Twenty-four years… twenty-four years of life, love, laughter, and a whole lot of winning. Being born in 2001 and growing up in Massachusetts has made life full of spoils. No matter what team you look at, they’ve won — and winning is all I know. 

But things change when winning is no longer viewed as an option, but rather the only option. 

Now don’t get me wrong, you play sports to win. Whether you are ten years old playing pickup with your friends or there is a minute left in the state championship, you play to win. Obviously, not everyone can win. There are 32 NFL teams and only one Super Bowl champion. So every year about 97% of fans will not win the big one.

Most of these fans are immune or even numb to this feeling of loss at the end of the season. When you lose every single year, you become numb to it. It’s just another season ending the same as the last. Sometimes these fans aren’t even numb. They are actually excited.

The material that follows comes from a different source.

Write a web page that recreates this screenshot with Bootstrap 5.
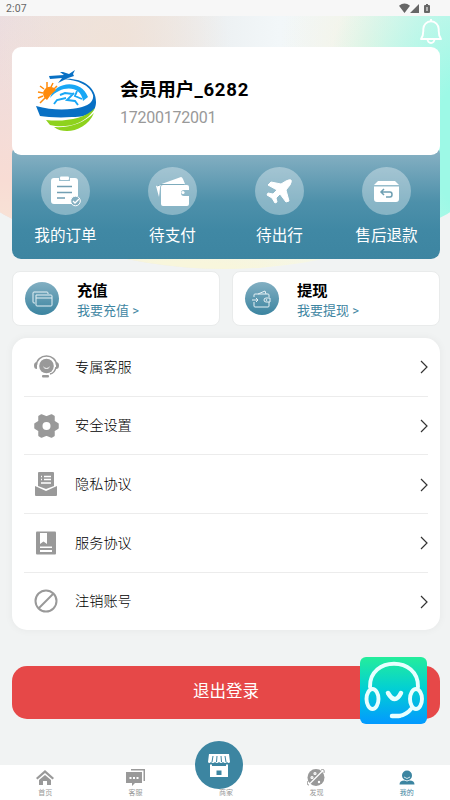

Now I know some of you may roll your eyes or even laugh at that, but it’s true! When the Bears lost in the playoffs, fans were obviously not excited they lost. But at the same time, many fans are just excited to be back in the playoffs (shoutout Big Cat). They are excited about the future, and I cannot blame them. Year after year after year of some loss that was somehow more torturous than the previous one. They finally have a coach, a quarterback, and a football team. 

When you’ve done nothing but lose, you will take any win you can get. 

But when you’ve done nothing but win, what happens then? 

When winning is all you know, you do not celebrate the journey — you measure the fall. 

Other NFL fans hope. 

We expect.

Hope makes a playoff loss feel like progress.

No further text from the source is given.